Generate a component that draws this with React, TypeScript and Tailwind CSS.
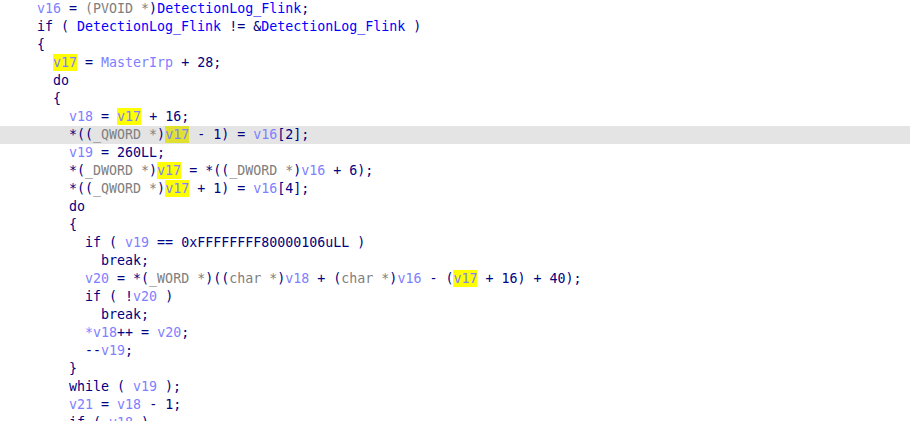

==

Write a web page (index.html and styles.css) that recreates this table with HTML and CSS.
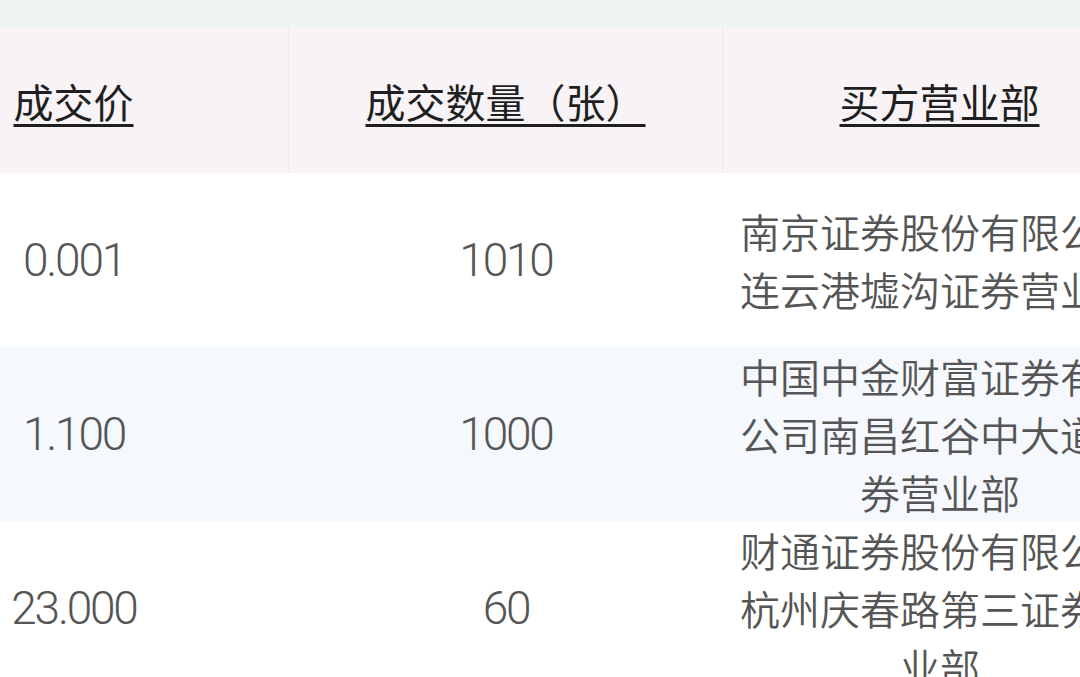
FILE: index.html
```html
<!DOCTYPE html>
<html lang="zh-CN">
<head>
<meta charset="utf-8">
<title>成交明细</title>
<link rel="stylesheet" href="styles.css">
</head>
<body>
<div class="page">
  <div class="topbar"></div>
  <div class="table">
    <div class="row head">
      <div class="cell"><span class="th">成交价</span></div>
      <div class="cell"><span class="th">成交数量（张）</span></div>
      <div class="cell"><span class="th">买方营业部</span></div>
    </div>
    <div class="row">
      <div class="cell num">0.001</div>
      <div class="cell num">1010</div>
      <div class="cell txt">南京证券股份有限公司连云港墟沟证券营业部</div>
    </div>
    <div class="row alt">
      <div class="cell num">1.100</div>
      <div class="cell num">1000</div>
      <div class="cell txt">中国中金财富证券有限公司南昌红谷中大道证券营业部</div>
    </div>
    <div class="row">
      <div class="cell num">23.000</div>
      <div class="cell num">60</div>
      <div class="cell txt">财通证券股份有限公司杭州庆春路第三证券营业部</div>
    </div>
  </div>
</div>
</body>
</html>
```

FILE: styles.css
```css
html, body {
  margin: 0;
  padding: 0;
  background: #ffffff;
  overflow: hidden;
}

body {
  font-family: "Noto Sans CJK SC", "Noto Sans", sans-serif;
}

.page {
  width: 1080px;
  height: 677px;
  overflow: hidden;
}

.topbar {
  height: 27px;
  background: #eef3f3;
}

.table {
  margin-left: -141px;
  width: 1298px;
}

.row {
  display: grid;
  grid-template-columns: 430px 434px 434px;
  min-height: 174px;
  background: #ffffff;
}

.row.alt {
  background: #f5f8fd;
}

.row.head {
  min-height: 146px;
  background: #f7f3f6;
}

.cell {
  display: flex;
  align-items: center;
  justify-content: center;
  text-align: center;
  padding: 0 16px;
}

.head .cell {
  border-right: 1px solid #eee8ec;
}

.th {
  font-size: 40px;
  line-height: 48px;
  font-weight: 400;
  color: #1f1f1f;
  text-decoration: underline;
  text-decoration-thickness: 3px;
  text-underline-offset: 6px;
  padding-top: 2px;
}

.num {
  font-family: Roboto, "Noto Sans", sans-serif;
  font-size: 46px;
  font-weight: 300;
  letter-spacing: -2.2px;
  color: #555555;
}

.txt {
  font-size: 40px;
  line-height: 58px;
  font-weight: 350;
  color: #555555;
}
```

## Your task
In the data above, tally the lines holding "that" and answer with the figure only.

## Solution below
2